The results in this paper have focused on one cluster size for each of the benchmarks run. To understand how our results might change in a much larger cluster, we ran the TPC-DS on-disk workload on a cluster with three times as many machines and using three times more input data. Figure 14 compares our key results on the larger cluster to the results from the 20-machine cluster described in the remainder of this paper, and illustrates that the potential improvements from eliminating disk I/O, eliminating network I/O, and eliminating stragglers on the larger cluster is comparable to the corresponding improvements on the smaller cluster.

Network I/O

… none of the workloads we studied could improve by a median of more than 2% as a result of optimizing network performance. We did not use especially high bandwidth machines in getting this result: the m2.4xlarge instances we used have a 1Gbps network link.

Sanity checking against the workloads from Google, Facebook, and Microsoft showed that production workloads are not expected to be dramatically different. The network is less important than disk simply because the amount of data transferred over the network is much less than that transferred to/from disk.

We found this to be true in a cluster with 1Gbps network links; in clusters with 10Gbps or 100Gbps networks, network performance will be even less important.

What then of studies that show improvements to be made from investment in networking? The authors suggest some of those advantages may have come from choosing workloads that are not representative, or from using estimations of the networking costs that led to ‘misleading conclusions about the importance of the network.’

Last week we looked at ‘Cross-Layer Scheduling in Cloud Systems‘ which showed throughput improvements on the order of 30% on a Facebook workload by including network considerations and optimizations in scheduling decisions. Always get measurements from your own workloads to guide optimisations!

Disk I/O

Previous work has suggested that reading input data from disk can be a bottleneck in analytics frameworks; for example, Spark describes speedups of 40× for generating a data analytics report as a result of storing input and output data in memory using Spark, compared to storing data on-disk and using Hadoop for computation. PACMan reported reducing average job completion times by 53% as a result of caching data in-memory.

Ousterhout et al. found a median improvement from eliminating disk I/O blocking of 19%, and 2-5%
for in-memory workloads (which still use the disk for shuffling data).

To shed more light on this measurement,we compared resource utilization while tasks were running, and found that CPU utilization is typically close to 100% whereas median disk utilization is at most 25%. One reason for the relatively high use of CPU by the analytics workloads we studied is deserialization and compression; the shift towards more sophisticated serialization and compression formats has decreased the I/O and increased the CPU requirements of analytics frameworks. Because of high CPU times, optimizing hardware performance by using more disks, using flash storage, or storing serialized in-memory data will yield only modest improvements to job completion time; caching deserialized data has the potential for much larger improvements due to eliminating deserialization time.

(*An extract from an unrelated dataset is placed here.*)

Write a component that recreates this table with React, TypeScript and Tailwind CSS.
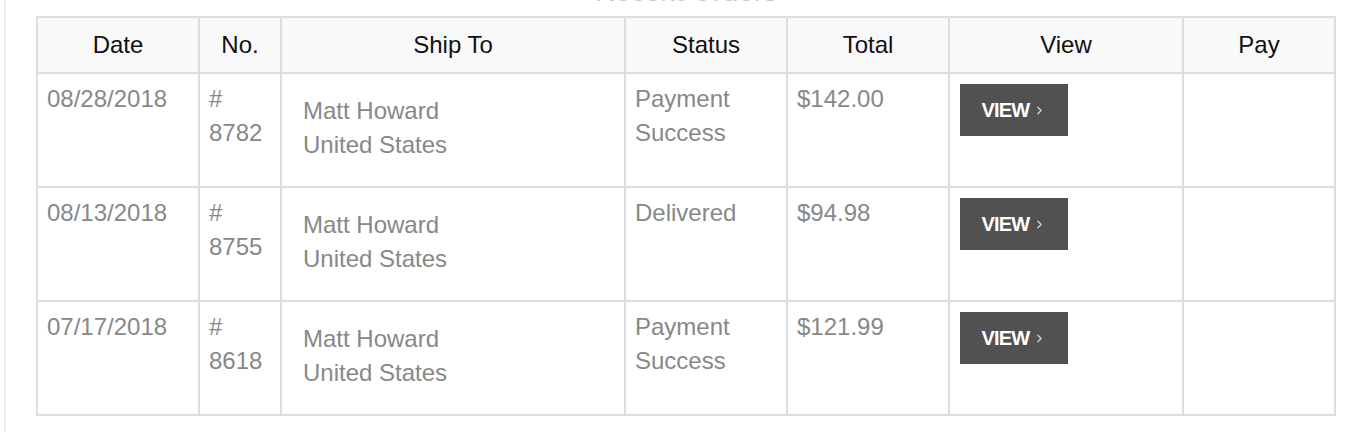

It is suggested that previous studies gained most of their benefits from this elimination of serialization and compression costs, rather than from eliminating disk I/O blocking.

Martin Thompson echoed similar sentiments in his work on Simple Binary Encoding:

Of the many applications I profile with performance issues, message encoding/decoding is often the most significant cost. I’ve seen many applications that spend significantly more CPU time parsing and transforming XML and JSON than executing business logic. SBE is designed to make this part of a system the most efficient it can be.

Stragglers

As well as studying the potential performance benefits of eliminating stragglers, Ousterhout et al. also study the causes of stragglers.

… straggler causes vary across workloads and even within queries for a particular workload. However, common patterns are that garbage collection can cause most of the stragglers for some queries, and many stragglers can be attributed to long times spent reading to or writing from disk (this is not inconsistent with our earlier results showing a 19% median improvement from eliminating disk: the fact that some straggler tasks are caused by long times spent blocked on disk does not necessarily imply that overall, eliminating time blocked on disk would yield a large improvement in job completion time). Another takeaway is that many stragglers are caused by inherent factors like output size and running before code has been jitted, so cannot be alleviated by straggler mitigation techniques.

The authors were able to reduce occurrences of stragglers by using more recent versions of the Spark framework, and switching EC2 instance file systems from ext3 to ext4. The potential improvement from eliminating stragglers altogether is determined by replacing the progress rate of every task slower than the median with the median progress rate. Given this definition:

…the median improvement from eliminating stragglers is 5-10% for the big data benchmark and TPC-DS workloads, and lower for the production workloads,which had fewer stragglers.

Other studies have shown greater improvements from eliminating stragglers:

Stragglers would have had a much larger impact for the workloads we ran if all of the tasks in each job had run as a single wave; in this case, the median improvement from eliminating stragglers would have been 23-41%.